I started my day today trying to write an article about the safety of homebirth. I have argued and debated the safety of homebirth for so many years now that I was shocked and frustrated when it wouldn’t pour off my fingers and onto the page. I panicked, then went searching for statistics. Surely that would get my juices flowing! But the sentences that were staring back at me were flat and uninteresting. They were cold and clinical.
And so I saved the article for future salvage work, wondering if the world really needs yet another article on the safety of homebirth. Until homebirth is universal, and the normal way of giving birth, the world probably does. But today I am bone weary of the fight: for credibility, for women to take back their power, for people to support women’s birth choices, for birth to be seen as a normal, albeit special, physiological event.
After a cup of tea and a walk around the house, I realized there is a reason that my words this morning came across as cold and clinical. I realized that I could argue until I am blue in the face that women are designed, perfectly, to give birth to their babies. I can scream from the mountaintops that it is the very interference that regular care of birth encourages that causes the myriad of birth problems. But that is not why I am called to serve women in this capacity, and focusing on physiology or statistics doesn’t express the essence of birth as I experience it.
I am called to serve women, and the birth process, in a dance as old as time. Birth is magical. At home, you are in a calm, safe place, an oasis away from the linear, tangible world. As you watch a woman sway to the rhythms her body is directing, a serene energy permeates the air. It is wondrous to watch a baby born into peace, caught by his mother or quietly passed up to her, witnessing the first time they gaze into each other’s eyes. Love flows as strongly as the tears of joy and relief.
There are no needles, no tubes, no hospital gowns, no metal bed, no smell of disinfectant. You are home, your cozy bed ready to envelop you safely as you bask in the glow of your birth. Yummy food is in the fridge, and you have with you those people most special to you, those privileged few who you choose to witness the event. No offers of drugs, no one implying that your body doesn’t work. In its place, there is gentle touch, some birth tea, snacks, your favourite music, freedom to move, candle light, faith and love.

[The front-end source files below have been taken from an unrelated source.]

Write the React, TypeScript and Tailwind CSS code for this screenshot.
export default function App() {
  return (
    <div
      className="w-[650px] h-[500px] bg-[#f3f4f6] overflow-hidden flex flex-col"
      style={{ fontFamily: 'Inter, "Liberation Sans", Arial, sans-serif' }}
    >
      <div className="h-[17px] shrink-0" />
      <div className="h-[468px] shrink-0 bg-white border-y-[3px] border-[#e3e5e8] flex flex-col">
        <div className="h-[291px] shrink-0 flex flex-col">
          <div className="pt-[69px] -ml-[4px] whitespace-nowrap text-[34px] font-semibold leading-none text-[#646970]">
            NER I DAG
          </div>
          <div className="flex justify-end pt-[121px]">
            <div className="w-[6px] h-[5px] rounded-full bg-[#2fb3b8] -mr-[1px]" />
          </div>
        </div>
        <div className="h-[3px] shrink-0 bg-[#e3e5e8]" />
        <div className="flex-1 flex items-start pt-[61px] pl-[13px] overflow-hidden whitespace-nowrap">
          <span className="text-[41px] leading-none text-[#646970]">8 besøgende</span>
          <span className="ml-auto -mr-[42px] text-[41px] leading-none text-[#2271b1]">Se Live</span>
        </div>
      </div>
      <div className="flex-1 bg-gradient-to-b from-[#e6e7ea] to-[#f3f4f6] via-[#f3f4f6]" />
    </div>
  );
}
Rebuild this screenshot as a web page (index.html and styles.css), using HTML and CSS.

There are many days that I question my calling. I throw up my hands and say to the heavens, “THEY AREN’T GETTING IT! THEY DON’T WANT IT!” And then the phone rings, a breathless woman on the other end of the line searching for alternatives, a little nervous that I will patronize her or laugh at her foolish desire to have her baby at home. My heart sings, a smile breaks, and we start the first steps on a journey of love.